Some want him out, others want his presidency to continue no matter for how long and still others are wavering in their loyalty as they fear his early death from cancer.
Chavez, 58, looked healthier than for many months when he reappeared to harangue the populace on his campaign trail. He also resumed his signature rite of speaking for several hours at a stretch on any number of issues.
The rhetoric flows in familiar directions but the nation remains in the dark about key questions about his health: what cancer, where, how serious?
Chavez declared himself "completely cured" when he announced in July his candidacy for a fourth term of office.
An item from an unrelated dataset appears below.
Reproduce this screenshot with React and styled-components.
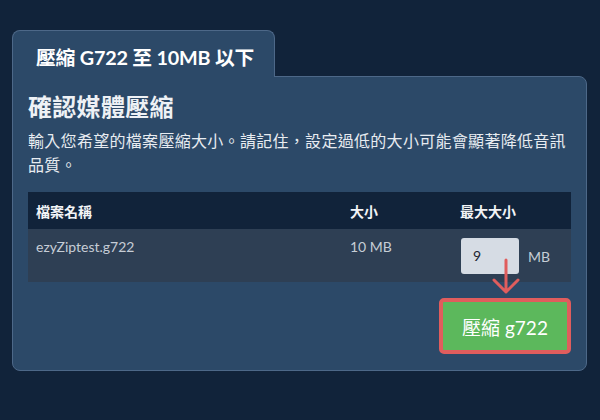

He came to power in 1999 and survived several reported power wrangles and, lately, repeated surgical procedures and chemotherapy in Cuba.
Fidel Castro's reported full recovery from cancer drew Chavez to Cuban doctors and, so far, the going has been good. But, unlike previous political campaigns, Chavez this year is facing a younger, serious opponent in Henrique Capriles, 40, who has taken to using Chavez's populist techniques to convey the message of -- same difference.
While Chavez punctuates his political campaign with noticeably longer periods of rest and recuperation, possibly to let medication work, Capriles is energetically taking his message to the large majority of impoverished Venezuelans who have always been the core of popular support for the president.
However, Capriles has also been able to tell his audiences Chavez's Bolivarian revolution hasn't delivered on promises. Venezuela has been in recession for a third year running, only just emerging from the combined effect of drought, water and electricity shortages.
The oil-fueled subsidies of the revolutionary administration haven't protected Venezuelans, Capriles is saying, from a chronic runaway inflation, organized crime and drug-related violence and unemployment.
He's also telling Chavez fans he won't dismantle socialism but manage it better than the incumbent has so far done.
As a result, data show that 25-30 percent of Venezuela's 19 million registered voters remain undecided about who to vote for.
Street protests and election-linked violence indicates tensions are running high, and divisions are appearing among the majority that until recently backed Chavez and responded to his rhetoric that the country's minority of rich and wealthy weren't to be trusted.
Chavez surprised many loyalists by announcing Venezuela's withdrawal from the American Convention on Human Rights. Harassed by endemic violence, Venezuelans weren't reassured by the president's gestural politics in the heat of the election campaign.
U.N. High Commissioner for Human Rights Navi Pillay urged Chavez to reconsider his decision to withdraw from the convention, warning it could set back efforts for human rights protection in Venezuela and the region as a whole.
Venezuela's decision signals its exit within a year from the Costa Rican Inter-American Court of Human Rights and Washington's Inter-American Commission on Human Rights.
Pillay said both institutions "have not only had an extraordinarily positive impact on human rights in the region but also served as pioneering examples which showed the rest of the world how vital and effective regional human rights bodies can be."
Chavez announced the decision in July after the Inter-American Court of Human Rights supported a Venezuelan, Raul Diaz, accused of participating in 2003 bombings of the Spanish Embassy and Colombian consulate in Caracas. Four people were injured in the attacks.
Diaz was sentenced to more than nine years in prison, but in 2010 he fled and sought asylum in the United States after a court allowed him out for work during certain hours. Diaz denies any role in the attacks but Chavez accused the court of "supporting terrorism" by siding with Diaz.